Bond yield trigger for tech bear market
But the stellar returns for tech shares could be undermined if the 10-year US government bond yield rises by as little as half a percentage point.
That's the assessment of Ned Davis Research, which was reported in Bloomberg. The research firm's model predicts that the Nasdaq 100 will fall by at least 20% if the US 10-year Treasury yield climbs to 2% this year.
The lift in the government bond yield will drive long-term Baa-rated corporate bonds to 4.5%. In such a scenario, the Nasdaq will have to fall 20% or more to stay attractive, all things being equal.
Venerable to vulnerable
Don't be fooled into thinking that the big bounce in share prices of technology shares in the US and Australia are a mitigating force to the bearish prediction.
Large single-day rallies are more common in a downtrend, according to Bloomberg. The start of the tech crash in 2000 recorded 27 sessions where the NASDAQ surged by at least 4% in a day.

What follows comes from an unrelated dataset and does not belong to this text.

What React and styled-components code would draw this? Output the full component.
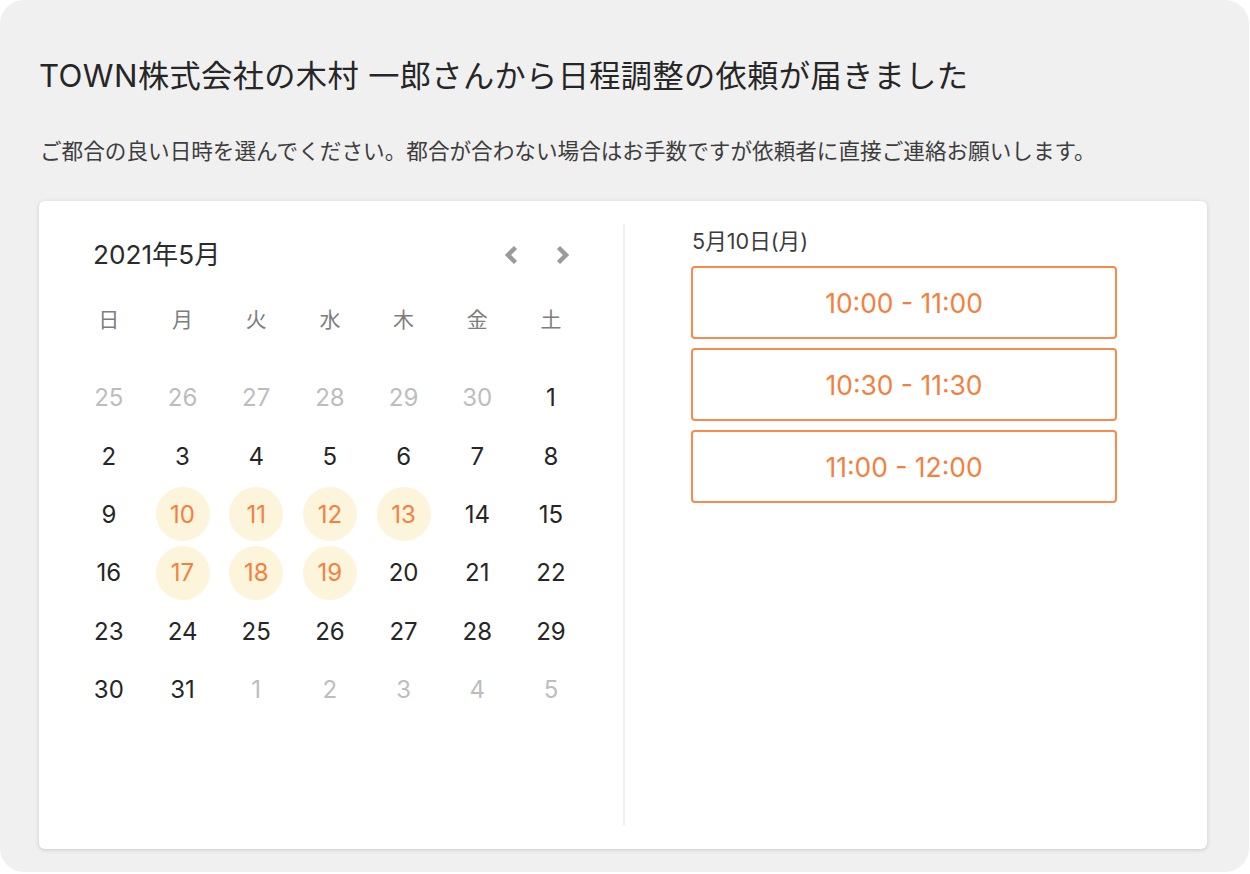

This compared to just six in 1999 as the tech boom was accelerating.
Rotation from tech to value shares
In another worrying sign, the performance gap between the Nasdaq 100 and the S&P 500 (INDEXSP: .INX) has exceeded that of the tech boom!
But what may be bad news for tech shares may be good news for the rest of the market. The S&P 500 didn't hit its record high until 14 months after the Nasdaq 100 tumbled in March 2000.